Anna, who is eight years older, has been a formative figure for Sofya since childhood – not only as her closest confidante, but also in political terms. Under Anna's influence, Sofja joins the so-called ‘Nihilist Movement’ – an intellectual youth movement in Russia in the 1860s. This movement opposes conservative moral values and political structures, advocates for the enlightenment and education of the rural population, and fights for the emancipation and scientific education of women.
At this time, men in Russia exclude women from university studies and even forbid them from attending lectures as guest students. In Western Europe, on the other hand, some universities are already opening their doors to women. However, Russian women do not have their own passports at this time and can only travel abroad if accompanied by their father or husband, in whose passport they are registered. Sofya Kovalevskaya refuses to accept this restrictive discrimination. Determined to study mathematics and natural sciences, she finds a pragmatic solution: in 1868, she enters into a sham marriage with the student Vladimir Onufriyevich Kovalevsky, also a supporter of the nihilists. At that time, it is considered a matter of honour in the circles of the movement to enable women to access education in this way, as they have no academic opportunities in their homeland.

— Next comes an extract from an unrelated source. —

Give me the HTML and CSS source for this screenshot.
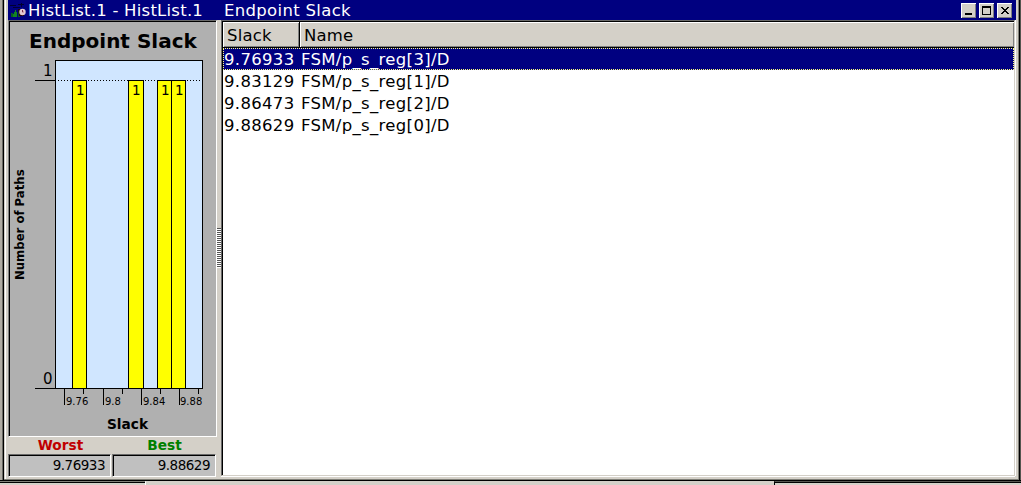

First, the Kowalewskis move to Heidelberg, where Sofja's determination wins her permission to attend mathematics lectures. After two semesters, in the spring of 1870, she moves to Berlin. There, women are still denied regular university studies, but she convinces the renowned mathematician Karl Weierstrass to teach her as a private student.
Weierstrass supports her intensively in her research and accompanies her with her dissertation, on which she works tirelessly from November 1872 onwards. Finally, in 1874, at Weierstrass's suggestion and with his support, Sofja Kowalewskaja applies to the University of Göttingen for admission to doctoral studies. To prove her scientific qualifications beyond doubt, she submits three papers – each of which, according to Weierstrass, would have been sufficient as a dissertation. At the age of 24, she receives her doctorate ‘in absentia’ with the highest grade of ‘summa cum laude’.
After completing her doctorate, Sofya returns to St. Petersburg with her husband, where she continues to devote herself to mathematical problems. In 1878, she gives birth to their daughter. In 1880, Sofya re-establishes contact with Weierstrass and continues her mathematical research. However, the Kowalewskis' marriage finally breaks down at this point. In 1881, Sofja separates from her husband and moves to Berlin with their daughter. As a single migrant mother, she is financially dependent on herself and, with the support of her mathematician friends, seeks employment at a European university. Getting such a job is very difficult for a woman, but completely impossible for a married woman who lives separately from her husband. The academic world only changes for her after a personal tragedy: in 1883, her husband, whose financial speculations have ruined him, takes his own life. This gives Sofya at least the social status of a widow, which makes it easier for her to gain access to academic positions. Thanks to the support of her Swedish friend and colleague, Gösta Mittag Leffler, a student of Weierstrass, Sofya Kovalevskaya is appointed as a private lecturer at the newly founded University of Stockholm in 1882. She holds her first lecture there in the winter semester of 1883/84 and is appointed professor of higher analysis in the same year. This makes Sofja Kowalewskaja the first woman in the world to lecture as a professor of mathematics.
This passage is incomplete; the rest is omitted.